Washington County will receive more than $2.7 million from a special quarter-cent sales tax to help start two major transit projects, officials said.
In what's known as the Rush Line Corridor, the Washington County Regional Railroad Authority will buy a six-acre area in Hugo to preserve it for a future transit corridor of buses, trains or light rail, officials said.
The land is along an abandoned railway line in Hugo, about a half mile in length between 140th Street and 145th Street. It connects to land that the Washington County Regional Railroad Authority bought in 1994 from Burlington Northern Santa Fe. That earlier purchase stretches from 145th Street to the northern border of Washington County in Forest Lake.
The total cost of the additional land is $700,000, of which $630,000 will come from the transit sales tax in 2012, with the remainder coming from Washington County Regional Railroad Authority, county commissioners decided last week.
The Rush Line Corridor currently runs express buses between Forest Lake and St. Paul.
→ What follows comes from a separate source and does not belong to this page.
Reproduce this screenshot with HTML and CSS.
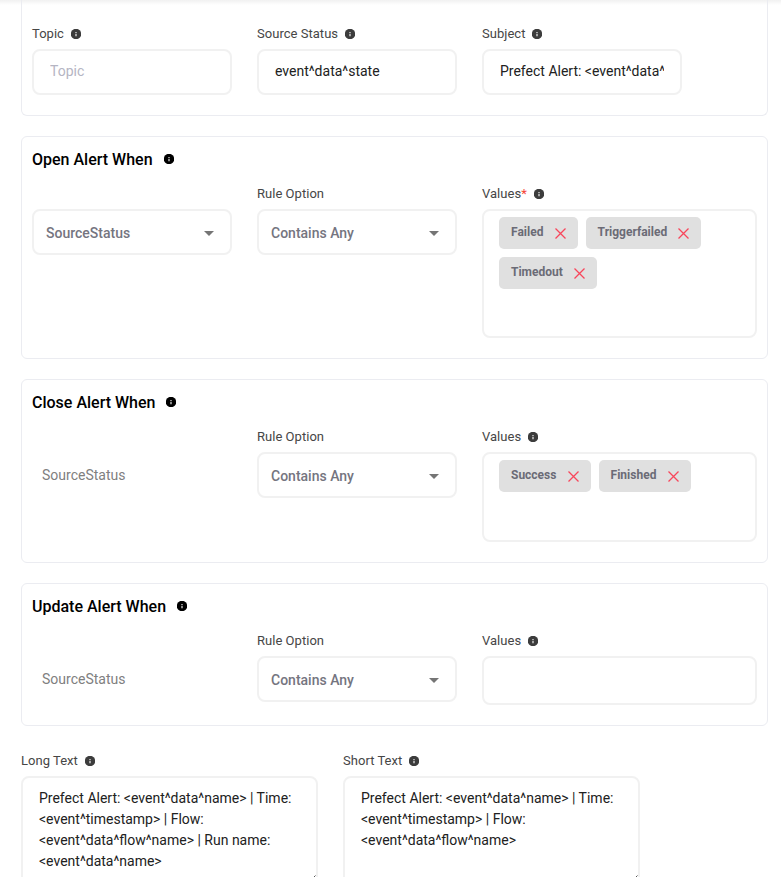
FILE: index.html
```
<!DOCTYPE html>
<html lang="en">
<head>
    <meta charset="UTF-8">
    <meta name="viewport" content="width=device-width, initial-scale=1.0">
    <title>Alert Rules</title>
    <link rel="stylesheet" href="styles.css">
</head>
<body>

<svg width="0" height="0" class="defs">
    <symbol id="info" viewBox="0 0 10 10">
        <circle cx="5" cy="5" r="5.2" fill="currentColor"/>
        <path d="M4.4 2.9h1.2v1.1h-1.2zM4.4 4.8h1.2v2.4h-1.2z" fill="#fff" fill-opacity="0.9"/>
    </symbol>
    <symbol id="close" viewBox="0 0 11 11">
        <path d="M.5 .5l10 10M10.5 .5l-10 10" fill="none" stroke="#f8465b" stroke-width="1.3"/>
    </symbol>
    <symbol id="grip" viewBox="0 0 9 9">
        <path d="M8.5 .5l-8 8M8.5 5.5l-3 3" fill="none" stroke="#555" stroke-width="1"/>
    </symbol>
</svg>

<div class="top-shadow"></div>

<div class="page">
    <div class="panel panel-first">
        <div class="row">
            <div class="col">
                <label class="label">Topic <svg class="info"><use href="#info"/></svg></label>
                <input class="input" type="text" placeholder="Topic">
            </div>
            <div class="col">
                <label class="label">Source Status <svg class="info"><use href="#info"/></svg></label>
                <input class="input" type="text" value="event^data^state">
            </div>
            <div class="col">
                <label class="label">Subject <svg class="info"><use href="#info"/></svg></label>
                <input class="input" type="text" value="Prefect Alert: &lt;event^data^name&gt;">
            </div>
        </div>
    </div>

    <div class="panel panel-open">
        <h2 class="title">Open Alert When <svg class="info"><use href="#info"/></svg></h2>
        <div class="row">
            <div class="col">
                <label class="label"></label>
                <div class="select">SourceStatus <span class="arrow"></span></div>
            </div>
            <div class="col">
                <label class="label">Rule Option</label>
                <div class="select">Contains Any <span class="arrow"></span></div>
            </div>
            <div class="col col-wide">
                <label class="label">Values<span class="required">*</span> <svg class="info"><use href="#info"/></svg></label>
                <div class="values values-open">
                    <span class="chip">Failed <svg class="close"><use href="#close"/></svg></span>
                    <span class="chip">Triggerfailed <svg class="close"><use href="#close"/></svg></span>
                    <span class="chip">Timedout <svg class="close"><use href="#close"/></svg></span>
                </div>
            </div>
        </div>
    </div>

    <div class="panel panel-close">
        <h2 class="title">Close Alert When <svg class="info"><use href="#info"/></svg></h2>
        <div class="row">
            <div class="col">
                <label class="label"></label>
                <div class="source">SourceStatus</div>
            </div>
            <div class="col">
                <label class="label">Rule Option</label>
                <div class="select">Contains Any <span class="arrow"></span></div>
            </div>
            <div class="col col-wide">
                <label class="label">Values <svg class="info"><use href="#info"/></svg></label>
                <div class="values values-close">
                    <span class="chip">Success <svg class="close"><use href="#close"/></svg></span>
                    <span class="chip">Finished <svg class="close"><use href="#close"/></svg></span>
                </div>
            </div>
        </div>
    </div>

    <div class="panel panel-update">
        <h2 class="title">Update Alert When <svg class="info"><use href="#info"/></svg></h2>
        <div class="row">
            <div class="col">
                <label class="label"></label>
                <div class="source">SourceStatus</div>
            </div>
            <div class="col">
                <label class="label">Rule Option</label>
                <div class="select">Contains Any <span class="arrow"></span></div>
            </div>
            <div class="col col-wide">
                <label class="label">Values <svg class="info"><use href="#info"/></svg></label>
                <div class="values values-update"></div>
            </div>
        </div>
    </div>

    <div class="row texts">
        <div class="col">
            <label class="label">Long Text <svg class="info"><use href="#info"/></svg></label>
            <textarea class="textarea">Prefect Alert: &lt;event^data^name&gt; | Time: &lt;event^timestamp&gt; | Flow: &lt;event^data^flow^name&gt; | Run name: &lt;event^data^name&gt;</textarea>
            <svg class="grip"><use href="#grip"/></svg>
        </div>
        <div class="col">
            <label class="label">Short Text <svg class="info"><use href="#info"/></svg></label>
            <textarea class="textarea">Prefect Alert: &lt;event^data^name&gt; | Time: &lt;event^timestamp&gt; | Flow: &lt;event^data^flow^name&gt;</textarea>
            <svg class="grip"><use href="#grip"/></svg>
        </div>
    </div>
</div>

</body>
</html>
```
FILE: styles.css
```
* {
    box-sizing: border-box;
}

html {
    overflow: hidden;
}

body {
    margin: 0;
    height: 877px;
    overflow: hidden;
    background: #fff;
    font-family: Roboto, Arial, sans-serif;
    font-size: 14px;
}

.defs {
    display: block;
}

.top-shadow {
    height: 5px;
    margin-bottom: -5px;
    background: linear-gradient(#f1f1f1, #fff);
}

.page {
    padding: 0 13px 0 21px;
}

.panel {
    border: 1px solid #ebecf1;
    border-radius: 6px;
    padding: 0 10px;
    margin-bottom: 20px;
}

.panel-first {
    height: 116px;
    border-top: none;
    border-radius: 0 0 6px 6px;
    padding-top: 23px;
}

.panel-open { height: 223px; }
.panel-close { height: 184px; }
.panel-update { height: 143px; }

.title {
    display: flex;
    align-items: center;
    gap: 11px;
    height: 46px;
    margin: 0;
    padding-bottom: 2px;
    font-size: 16px;
    font-weight: 500;
    color: #000;
}

.row {
    display: flex;
    gap: 25px;
}

.col {
    width: 200px;
}

.col-wide {
    width: 275px;
}

.label {
    display: flex;
    align-items: center;
    height: 22px;
    margin-bottom: 4px;
    padding-bottom: 2px;
    font-size: 13px;
    letter-spacing: 0.03px;
    color: #464646;
}

.label .info {
    margin: 2px 0 0 7px;
    color: #3c3c3c;
}

.info {
    width: 10px;
    height: 10px;
    overflow: visible;
}

.required {
    color: #f44336;
}

.input, .select, .values, .textarea {
    display: block;
    width: 100%;
    background: #fff;
    border: 2px solid #f1f1f1;
    border-radius: 8px;
    font-family: inherit;
    font-size: 14px;
    outline: none;
}

.input {
    height: 46px;
    padding: 0 16px 2px;
    color: #212121;
}

.input::placeholder {
    color: #b5b5c3;
}

.select {
    display: flex;
    align-items: center;
    justify-content: space-between;
    height: 46px;
    padding: 1px 16px 0 12px;
    font-weight: 500;
    color: #75757f;
}

.arrow {
    margin-top: 2px;
    border: 5px solid transparent;
    border-top-color: #757575;
    border-bottom: none;
}

.source {
    height: 46px;
    padding-left: 10px;
    line-height: 46px;
    color: #808080;
}

.values {
    display: flex;
    flex-wrap: wrap;
    align-content: flex-start;
    gap: 8px;
    padding: 6px 15px;
}

.values-open { height: 129px; }
.values-close { height: 90px; }
.values-update { height: 49px; }

.chip {
    display: flex;
    align-items: center;
    height: 32px;
    padding: 0 12px 2px;
    border-radius: 5px;
    background: #e0e0e0;
    font-size: 12px;
    font-weight: 700;
    color: #6b6b76;
}

.close {
    width: 11px;
    height: 11px;
    margin: 3px 0 0 11.2px;
}

.texts .col {
    position: relative;
    width: 297px;
}

.texts {
    padding-top: 4px;
}

.textarea {
    height: 111px;
    padding: 10px 16px;
    line-height: 21px;
    color: #212121;
    resize: none;
}

/* resize corner of the textarea */
.grip {
    position: absolute;
    right: 2px;
    bottom: 3px;
    width: 9px;
    height: 9px;
}
```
That service began in October 2010 as an experiment, and it saw a 65 percent increase in ridership through last May.
The second project is a 90-mile transit corridor that eventually will run from St. Paul to Eau Claire, Wis. In 2012, a required environmental impact statement will be prepared at an estimated cost of $3 million, based on what such studies are costing the region, according to public works documents.
The county had requested a $2.125 million grant from the transit board and will now pay the remaining $875,000 as part of the requirements from the Gateway Corridor Joint Powers Agreement for that project along Interstate 94.
Last week, commissioners entered a 2012 agreement with the Counties Transit Improvement Board that will provide the grants out of $90 million in projected revenue for next year.